Use the image to answer the question.

Question

An illustration of a scatterplot graph is titled Price versus Units Sold. It shows x-axis, labeled as units sold in hundreds, ranging from 0 to 13 in increments of 1 and y-axis, labeled as price in dollars, ranging from 0 to 44 in increments of 4.
Multiple points are plotted around a line that points downward to the right with an arrowhead on the bottom. The line passes through the approximate points: left parenthesis 0 comma 40 right parenthesis, left parenthesis 2 comma 36 right parenthesis, left parenthesis 4 comma 32 right parenthesis, left parenthesis 6 comma 28 right parenthesis, left parenthesis 8 comma 24 right parenthesis, left parenthesis 10 comma 20 right parenthesis, and left parenthesis 13 comma 14 right parenthesis. 29 points are plotted close to the line.
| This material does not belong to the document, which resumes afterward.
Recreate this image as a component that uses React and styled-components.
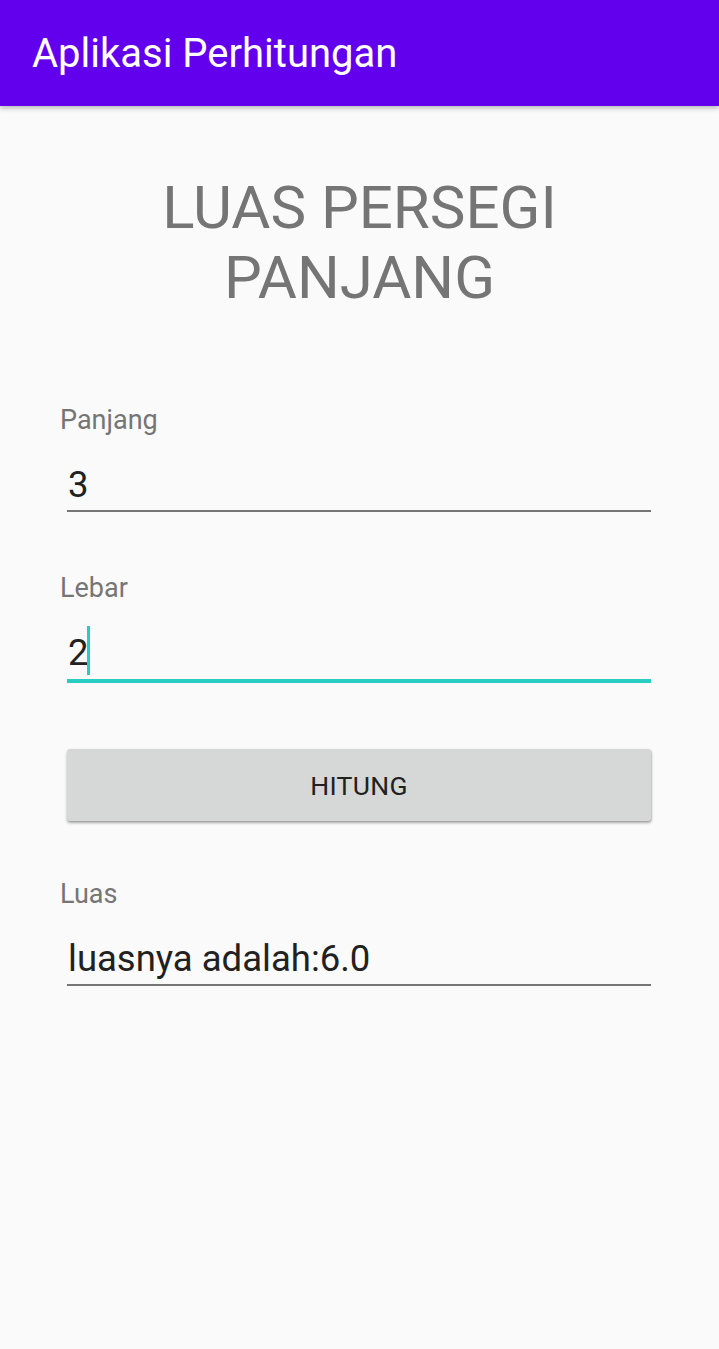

Write an equation in slope-intercept form of the trend line.

(1 point)
Responses

y=−2x+40
y equals negative 2 x plus 40

y=2x+40
y equals 2 x plus 40

y=−2x+24
y equals negative 2 x plus 24

y=−4/3x+40

GPT-4o mini · Answer

To find the equation of the trend line in slope-intercept form \(y = mx + b\), we need to determine the slope \(m\) and the y-intercept \(b\).

From the points you provided, we can calculate the slope \(m\) using two points. Let's take the points \((0, 40)\) and \((10, 20)\):

Calculate the slope \(m\): \[ m = \frac{y_2 - y_1}{x_2 - x_1} = \frac{20 - 40}{10 - 0} = \frac{-20}{10} = -2 \]
Use the slope-intercept form: Now, we can find the equation using one of the points. Let's use the point \((0, 40)\): \[ y = -2x + b \] When \(x = 0\), \(y = 40\): \[ 40 = -2(0) + b \implies b = 40 \]

So, the equation of the trend line is: \[ y = -2x + 40 \]

Thus, the correct response is: y = −2x + 40.